Friday, June 20, 2008

Argentina - Zero Waste In Buenos Aires


BioCycle (May 2008) reports that in late 2005, the City Council in Buenos Aires, Argentina unanimously passed a law, “Integral Management Of Solid Urban Waste, ” a Zero Waste law. The law sets goals and milestones to reduce the volume of municipal solid waste going to landfill disposal. “The first milestone is 30% reduction of waste to landfill by 2010, ” says Cecilia Allen of Global Alliance for Incinerator Alternatives' (GAIA) Latin America office in Buenos Aires. “That is followed by a 50% reduction by 2012, and a 75% reduction by 2017.
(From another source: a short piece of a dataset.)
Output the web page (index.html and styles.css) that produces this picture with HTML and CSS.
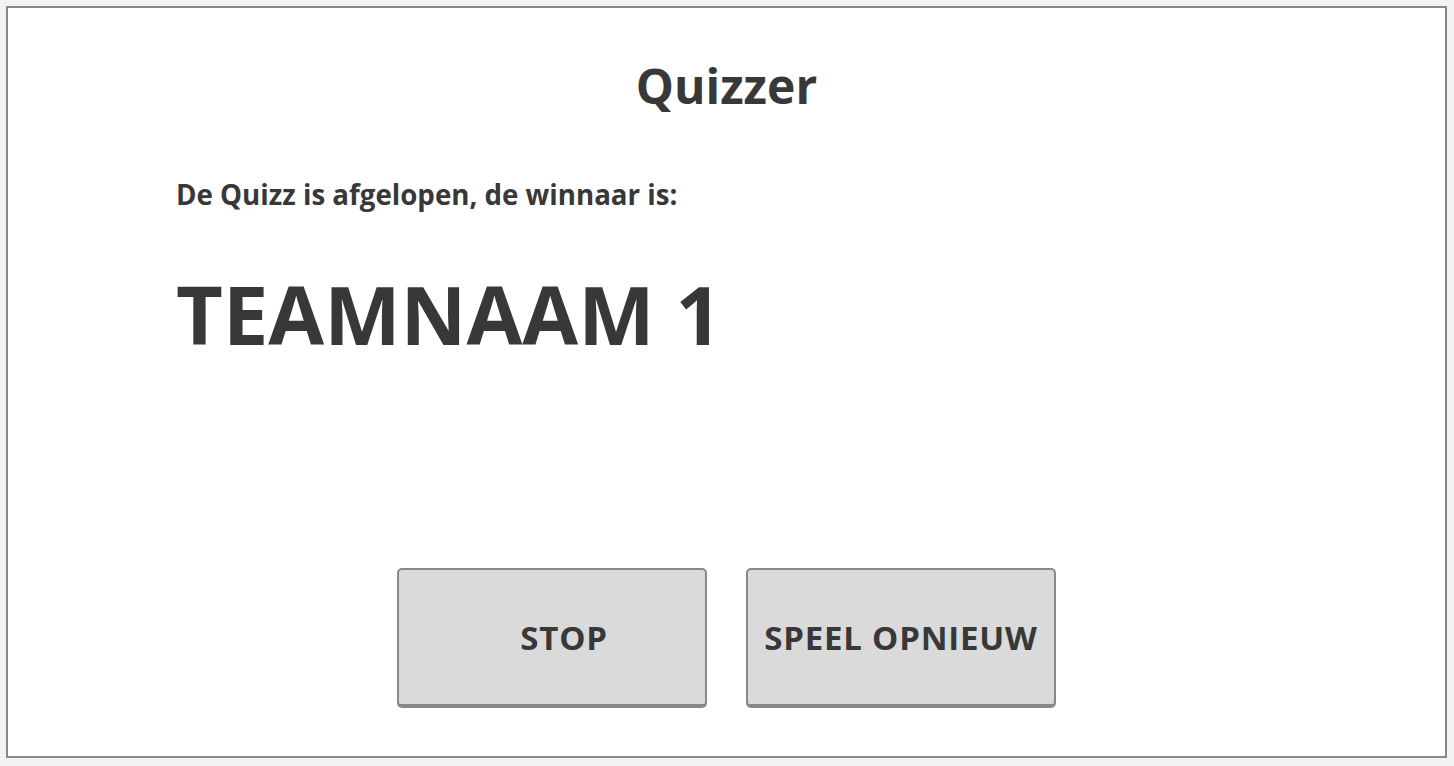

The law bans landfilling of recyclable and compostable waste by 2020. ” The baseline used in the law is the tons of solid waste disposed in 2004 (1.5 million metric tons). Impending closure of two of the three landfills servicing the city and surrounding region helped build political support for the Zero Waste law. CEAMSE (Coordinación Ecológica Area Metropolitana Sociedad del Estado), a joint venture of the government of the Province of Buenos Aires and the government of the City of Buenos Aires, has been managing urban waste in the Greater Buenos Aires region for almost 30 years. It owns the landfills, which receive up to 5,000 metric tons/day of municipal solid waste from the city alone. Garbage collection in Buenos Aires is mostly privatized, with five of the six districts serviced by contractors to the city. Buenos Aires city government services the sixth.